It was exactly 200 years ago, in 1799, that William Herschel proffered the somewhat tentative suggestion: ``Radiant heat will at least partly, if not chiefly, consist, if I may be permitted the expression, of invisible light.'' (See, for example, King 1955.) The year 1999 is therefore a particularly appropriate one in which to review the current state of infrared astronomy. The past 25 years have witnessed an extraordinary transformation in infrared astronomy, as it moved from being the preserve of a few physicists to become a mainstream activity at virtually every ``optical'' observatory around the world. Almost no new ``optical'' telescope is designed now without a major effort going into optimising the infrared performance. The so-called Next Generation Space Telescope (NGST) will probably not work in the optical at all, being purely an infrared telescope. To the astronomer, the infrared region offers substantial advantages. Some of the most important of these are:
  • Lower extinction. Interstellar extinction is a very steep function of wavelength. Heavily obscured regions, such as the centres of galaxies and star-formation regions, cannot be observed at optical wavelengths but are readily studied in the infrared.
  • The ability to see warm (as opposed to hot) objects. Planets, circumstellar discs, protostars and other warm objects emit negligible flux at visible wavelengths, and can therefore only be directly observed at infrared wavelengths and longer.
  • Better spatial resolution under seeing-limited conditions. The diameter of an image under seeing limited conditions goes as

    $\lambda^{-1/5}$. In addition, adaptive optics correction becomes much simpler and much more effective as the wavelength increases.

  • Unique phenomena. In any spectral region there will be phenomena that can be observed at other wavelengths only with difficulty, or perhaps not at all. In the infrared region, for example, lie almost all of the molecular vibrational transitions, plus the rotational lines of molecular hydrogen and HD.
  • Red-shifted spectral features. Important diagnostic lines whose rest frame wavelength is in the optical or ultraviolet are shifted into the infrared at high z.

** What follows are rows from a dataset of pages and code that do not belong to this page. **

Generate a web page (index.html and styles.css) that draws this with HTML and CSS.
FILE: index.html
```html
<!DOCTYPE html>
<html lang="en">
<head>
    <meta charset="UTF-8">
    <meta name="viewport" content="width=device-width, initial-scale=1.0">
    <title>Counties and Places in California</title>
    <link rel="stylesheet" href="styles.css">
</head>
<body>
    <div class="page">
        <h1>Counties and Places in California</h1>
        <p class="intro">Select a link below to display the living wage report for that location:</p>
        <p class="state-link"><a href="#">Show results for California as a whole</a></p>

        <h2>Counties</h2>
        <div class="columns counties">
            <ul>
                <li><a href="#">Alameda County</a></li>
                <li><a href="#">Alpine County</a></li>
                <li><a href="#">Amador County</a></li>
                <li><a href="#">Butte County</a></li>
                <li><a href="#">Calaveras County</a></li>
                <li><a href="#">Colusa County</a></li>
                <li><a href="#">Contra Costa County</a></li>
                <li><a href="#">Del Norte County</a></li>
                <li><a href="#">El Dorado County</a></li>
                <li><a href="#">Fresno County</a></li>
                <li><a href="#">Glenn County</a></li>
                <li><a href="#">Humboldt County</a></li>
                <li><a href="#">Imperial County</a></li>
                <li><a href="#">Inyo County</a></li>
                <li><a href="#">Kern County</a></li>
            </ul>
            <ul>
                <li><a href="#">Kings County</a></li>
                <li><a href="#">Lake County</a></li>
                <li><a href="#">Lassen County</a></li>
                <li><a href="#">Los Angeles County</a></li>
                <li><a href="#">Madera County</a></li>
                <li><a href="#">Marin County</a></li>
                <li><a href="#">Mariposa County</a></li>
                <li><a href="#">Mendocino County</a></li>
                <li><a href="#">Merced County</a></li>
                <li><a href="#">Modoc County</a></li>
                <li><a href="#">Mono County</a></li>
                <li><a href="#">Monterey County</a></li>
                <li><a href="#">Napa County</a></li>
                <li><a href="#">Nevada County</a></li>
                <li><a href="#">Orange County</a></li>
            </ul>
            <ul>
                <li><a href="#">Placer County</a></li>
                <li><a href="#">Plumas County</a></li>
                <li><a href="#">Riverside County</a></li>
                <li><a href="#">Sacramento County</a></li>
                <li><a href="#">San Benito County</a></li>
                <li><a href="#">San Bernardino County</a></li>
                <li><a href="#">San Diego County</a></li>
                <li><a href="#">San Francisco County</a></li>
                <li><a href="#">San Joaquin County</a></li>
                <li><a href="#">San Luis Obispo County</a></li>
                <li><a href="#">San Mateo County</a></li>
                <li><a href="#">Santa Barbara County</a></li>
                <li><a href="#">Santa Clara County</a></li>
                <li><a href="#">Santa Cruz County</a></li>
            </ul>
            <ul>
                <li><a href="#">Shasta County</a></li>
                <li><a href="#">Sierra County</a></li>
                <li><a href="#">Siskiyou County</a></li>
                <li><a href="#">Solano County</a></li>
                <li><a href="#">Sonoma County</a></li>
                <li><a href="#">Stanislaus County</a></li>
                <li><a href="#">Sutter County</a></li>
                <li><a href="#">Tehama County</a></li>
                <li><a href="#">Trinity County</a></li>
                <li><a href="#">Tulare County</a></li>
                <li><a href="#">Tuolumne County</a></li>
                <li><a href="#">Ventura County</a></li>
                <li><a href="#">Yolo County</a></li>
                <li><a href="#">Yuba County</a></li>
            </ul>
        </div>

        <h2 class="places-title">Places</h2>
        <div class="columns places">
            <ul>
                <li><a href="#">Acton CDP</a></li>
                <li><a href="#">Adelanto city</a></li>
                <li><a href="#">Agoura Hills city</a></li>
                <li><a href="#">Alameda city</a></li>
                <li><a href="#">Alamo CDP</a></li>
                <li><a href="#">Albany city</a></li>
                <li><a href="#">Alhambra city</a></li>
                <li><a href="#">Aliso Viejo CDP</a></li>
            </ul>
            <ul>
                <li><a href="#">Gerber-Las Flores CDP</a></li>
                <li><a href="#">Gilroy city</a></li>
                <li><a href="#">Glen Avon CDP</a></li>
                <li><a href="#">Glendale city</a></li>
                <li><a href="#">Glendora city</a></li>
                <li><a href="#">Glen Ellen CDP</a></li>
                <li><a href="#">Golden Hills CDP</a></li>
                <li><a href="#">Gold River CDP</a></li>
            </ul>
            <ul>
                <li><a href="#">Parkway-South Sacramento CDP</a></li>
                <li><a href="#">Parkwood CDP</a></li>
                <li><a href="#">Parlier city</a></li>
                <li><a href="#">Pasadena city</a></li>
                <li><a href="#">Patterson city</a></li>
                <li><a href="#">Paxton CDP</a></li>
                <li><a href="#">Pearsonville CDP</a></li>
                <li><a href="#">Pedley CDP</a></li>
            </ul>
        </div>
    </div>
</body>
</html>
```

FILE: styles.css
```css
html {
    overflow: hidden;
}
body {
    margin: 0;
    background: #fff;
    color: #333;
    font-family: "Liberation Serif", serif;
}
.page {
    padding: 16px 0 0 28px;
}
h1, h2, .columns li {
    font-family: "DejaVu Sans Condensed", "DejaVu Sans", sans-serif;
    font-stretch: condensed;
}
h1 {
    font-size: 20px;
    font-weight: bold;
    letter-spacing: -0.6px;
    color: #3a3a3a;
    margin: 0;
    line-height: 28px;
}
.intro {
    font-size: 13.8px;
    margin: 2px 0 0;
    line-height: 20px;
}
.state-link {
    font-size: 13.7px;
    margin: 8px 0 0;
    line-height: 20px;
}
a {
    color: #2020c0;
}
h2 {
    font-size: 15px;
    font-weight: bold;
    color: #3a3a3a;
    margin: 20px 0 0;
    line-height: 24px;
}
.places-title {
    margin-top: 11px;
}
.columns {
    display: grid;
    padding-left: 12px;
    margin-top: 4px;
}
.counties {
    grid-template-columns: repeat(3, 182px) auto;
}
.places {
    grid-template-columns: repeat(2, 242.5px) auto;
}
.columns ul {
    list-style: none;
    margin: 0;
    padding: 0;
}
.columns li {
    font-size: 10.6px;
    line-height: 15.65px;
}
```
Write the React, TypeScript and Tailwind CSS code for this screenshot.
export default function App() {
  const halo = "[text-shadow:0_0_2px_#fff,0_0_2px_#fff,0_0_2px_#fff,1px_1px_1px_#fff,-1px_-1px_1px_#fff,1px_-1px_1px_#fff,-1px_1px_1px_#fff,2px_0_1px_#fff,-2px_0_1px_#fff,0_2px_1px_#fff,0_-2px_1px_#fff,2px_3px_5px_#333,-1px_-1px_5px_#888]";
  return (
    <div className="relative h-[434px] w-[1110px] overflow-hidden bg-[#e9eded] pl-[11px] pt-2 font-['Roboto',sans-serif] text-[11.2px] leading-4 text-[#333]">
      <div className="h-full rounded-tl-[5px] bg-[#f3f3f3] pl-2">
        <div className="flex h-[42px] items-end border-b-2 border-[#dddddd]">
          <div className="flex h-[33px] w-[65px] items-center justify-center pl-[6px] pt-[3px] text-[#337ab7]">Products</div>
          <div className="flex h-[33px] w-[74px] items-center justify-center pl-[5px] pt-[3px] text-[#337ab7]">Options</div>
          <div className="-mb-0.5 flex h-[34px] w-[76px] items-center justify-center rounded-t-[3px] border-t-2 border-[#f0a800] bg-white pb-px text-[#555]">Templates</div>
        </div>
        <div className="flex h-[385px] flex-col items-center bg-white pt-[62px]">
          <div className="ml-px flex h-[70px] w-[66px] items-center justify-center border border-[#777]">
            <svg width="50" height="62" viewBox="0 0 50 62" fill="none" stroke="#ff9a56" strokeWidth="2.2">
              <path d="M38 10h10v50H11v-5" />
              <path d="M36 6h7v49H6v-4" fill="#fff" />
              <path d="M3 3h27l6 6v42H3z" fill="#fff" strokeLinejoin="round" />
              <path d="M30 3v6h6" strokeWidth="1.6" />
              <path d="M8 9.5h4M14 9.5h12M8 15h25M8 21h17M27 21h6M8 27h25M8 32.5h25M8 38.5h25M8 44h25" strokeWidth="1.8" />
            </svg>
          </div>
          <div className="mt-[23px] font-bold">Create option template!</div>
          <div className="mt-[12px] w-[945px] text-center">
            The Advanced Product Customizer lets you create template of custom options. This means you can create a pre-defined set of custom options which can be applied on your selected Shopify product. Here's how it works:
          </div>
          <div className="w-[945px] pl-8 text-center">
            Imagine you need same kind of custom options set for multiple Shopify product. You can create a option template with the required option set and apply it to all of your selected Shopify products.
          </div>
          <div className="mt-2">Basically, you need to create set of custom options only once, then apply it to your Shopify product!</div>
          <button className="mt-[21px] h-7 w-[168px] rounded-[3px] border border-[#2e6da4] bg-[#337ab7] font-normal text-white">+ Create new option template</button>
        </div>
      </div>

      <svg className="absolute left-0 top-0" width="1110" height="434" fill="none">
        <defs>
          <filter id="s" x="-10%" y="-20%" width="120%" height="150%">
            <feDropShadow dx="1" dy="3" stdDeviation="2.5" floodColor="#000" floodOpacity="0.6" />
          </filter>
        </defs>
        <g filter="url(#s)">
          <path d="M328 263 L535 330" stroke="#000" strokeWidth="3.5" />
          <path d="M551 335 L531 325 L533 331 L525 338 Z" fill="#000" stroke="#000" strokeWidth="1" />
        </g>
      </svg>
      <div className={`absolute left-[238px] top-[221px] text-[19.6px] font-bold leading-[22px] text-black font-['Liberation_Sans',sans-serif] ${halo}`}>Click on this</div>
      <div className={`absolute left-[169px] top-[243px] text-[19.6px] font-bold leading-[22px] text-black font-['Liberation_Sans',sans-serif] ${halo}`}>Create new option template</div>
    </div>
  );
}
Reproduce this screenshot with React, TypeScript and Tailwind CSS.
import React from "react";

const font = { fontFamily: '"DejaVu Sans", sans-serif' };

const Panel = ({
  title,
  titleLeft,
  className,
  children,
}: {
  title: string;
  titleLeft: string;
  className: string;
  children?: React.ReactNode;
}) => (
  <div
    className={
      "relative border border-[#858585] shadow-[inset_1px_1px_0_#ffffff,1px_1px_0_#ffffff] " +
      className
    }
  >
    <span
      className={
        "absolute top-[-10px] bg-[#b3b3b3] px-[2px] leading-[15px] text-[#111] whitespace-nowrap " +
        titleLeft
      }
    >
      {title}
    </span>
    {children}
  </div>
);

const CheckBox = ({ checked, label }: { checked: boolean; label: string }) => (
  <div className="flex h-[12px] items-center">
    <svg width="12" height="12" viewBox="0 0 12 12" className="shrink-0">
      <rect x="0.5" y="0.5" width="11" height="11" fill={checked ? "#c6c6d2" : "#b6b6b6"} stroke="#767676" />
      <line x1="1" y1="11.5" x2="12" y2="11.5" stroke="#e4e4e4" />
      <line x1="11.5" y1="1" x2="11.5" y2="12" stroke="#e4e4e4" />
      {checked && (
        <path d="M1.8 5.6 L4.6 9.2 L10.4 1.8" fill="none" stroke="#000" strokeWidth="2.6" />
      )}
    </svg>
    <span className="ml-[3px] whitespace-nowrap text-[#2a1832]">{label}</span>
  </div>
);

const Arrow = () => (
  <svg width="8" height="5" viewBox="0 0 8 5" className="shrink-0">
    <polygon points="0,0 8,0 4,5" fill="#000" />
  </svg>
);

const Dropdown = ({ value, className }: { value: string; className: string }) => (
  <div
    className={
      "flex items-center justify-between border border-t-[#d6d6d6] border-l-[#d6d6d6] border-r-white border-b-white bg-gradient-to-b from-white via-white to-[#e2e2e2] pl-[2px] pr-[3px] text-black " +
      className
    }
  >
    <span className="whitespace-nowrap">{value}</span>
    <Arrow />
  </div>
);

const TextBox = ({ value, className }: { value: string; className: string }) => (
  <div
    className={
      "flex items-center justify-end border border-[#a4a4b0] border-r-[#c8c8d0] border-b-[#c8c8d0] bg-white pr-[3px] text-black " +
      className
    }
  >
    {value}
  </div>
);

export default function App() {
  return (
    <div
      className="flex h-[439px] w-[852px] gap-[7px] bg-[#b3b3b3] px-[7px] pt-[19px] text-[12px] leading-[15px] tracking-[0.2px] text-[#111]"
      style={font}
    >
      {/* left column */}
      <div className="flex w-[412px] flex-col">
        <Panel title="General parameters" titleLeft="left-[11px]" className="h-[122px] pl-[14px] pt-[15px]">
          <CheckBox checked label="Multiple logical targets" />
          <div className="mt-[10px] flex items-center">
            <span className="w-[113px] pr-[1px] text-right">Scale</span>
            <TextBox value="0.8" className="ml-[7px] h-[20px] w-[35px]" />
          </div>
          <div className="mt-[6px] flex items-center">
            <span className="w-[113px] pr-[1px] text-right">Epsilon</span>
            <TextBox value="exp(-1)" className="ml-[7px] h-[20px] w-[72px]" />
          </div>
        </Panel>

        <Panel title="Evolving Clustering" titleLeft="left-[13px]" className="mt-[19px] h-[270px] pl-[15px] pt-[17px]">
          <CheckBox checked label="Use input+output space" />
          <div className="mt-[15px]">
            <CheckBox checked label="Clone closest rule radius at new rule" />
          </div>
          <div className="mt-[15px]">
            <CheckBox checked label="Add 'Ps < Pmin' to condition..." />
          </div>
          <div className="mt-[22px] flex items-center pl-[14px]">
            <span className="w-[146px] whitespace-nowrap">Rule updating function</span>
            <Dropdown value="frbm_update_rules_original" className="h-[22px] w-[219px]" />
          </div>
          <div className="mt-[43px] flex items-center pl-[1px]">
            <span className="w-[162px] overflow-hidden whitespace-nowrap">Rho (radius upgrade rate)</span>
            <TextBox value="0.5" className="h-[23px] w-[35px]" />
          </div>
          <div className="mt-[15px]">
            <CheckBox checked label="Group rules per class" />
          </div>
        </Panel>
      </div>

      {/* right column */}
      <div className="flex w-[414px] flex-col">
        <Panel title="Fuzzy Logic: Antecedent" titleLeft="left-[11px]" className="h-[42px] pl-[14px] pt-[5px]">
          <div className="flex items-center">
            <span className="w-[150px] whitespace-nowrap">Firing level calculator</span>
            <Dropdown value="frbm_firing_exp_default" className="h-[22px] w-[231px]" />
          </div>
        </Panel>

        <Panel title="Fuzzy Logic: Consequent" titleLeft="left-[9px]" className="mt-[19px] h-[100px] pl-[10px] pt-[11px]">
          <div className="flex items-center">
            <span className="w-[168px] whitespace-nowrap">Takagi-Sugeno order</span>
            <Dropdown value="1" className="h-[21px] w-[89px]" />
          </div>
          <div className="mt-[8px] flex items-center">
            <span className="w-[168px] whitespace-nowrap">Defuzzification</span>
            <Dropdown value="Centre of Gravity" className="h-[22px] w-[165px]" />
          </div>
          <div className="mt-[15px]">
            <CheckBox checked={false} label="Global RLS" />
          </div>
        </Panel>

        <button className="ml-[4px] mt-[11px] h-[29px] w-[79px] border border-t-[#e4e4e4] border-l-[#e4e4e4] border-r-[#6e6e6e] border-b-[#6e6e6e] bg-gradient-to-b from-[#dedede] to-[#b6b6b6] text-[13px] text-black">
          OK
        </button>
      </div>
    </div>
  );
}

Of course, there are also substantial difficulties to be overcome when working in the infrared. To begin with, the atmosphere is opaque except for a few wavelength bands or ``windows''. Strong, saturated absorption lines of molecules such as water, carbon dioxide and ozone are present at intervals across the spectrum, leaving many wavelength regions unobservable from the ground. Secondly, the sky is raining photons. Beyond about 2.2 microns, anything at room temperature and above is emitting copious amounts of black-body radiation. For the infrared astronomer it is as if the telescope were brightly illuminated and the sky itself glowing. Not only does the flood of photons create a high background-limited noise floor, but the sheer number of photons (up to 1010 per second per pixel) presents a significant technological challenge. Finally, and partly as a result of the last two considerations, the technology needed to work effectively in the infrared has lagged that of the optical region by a decade or more.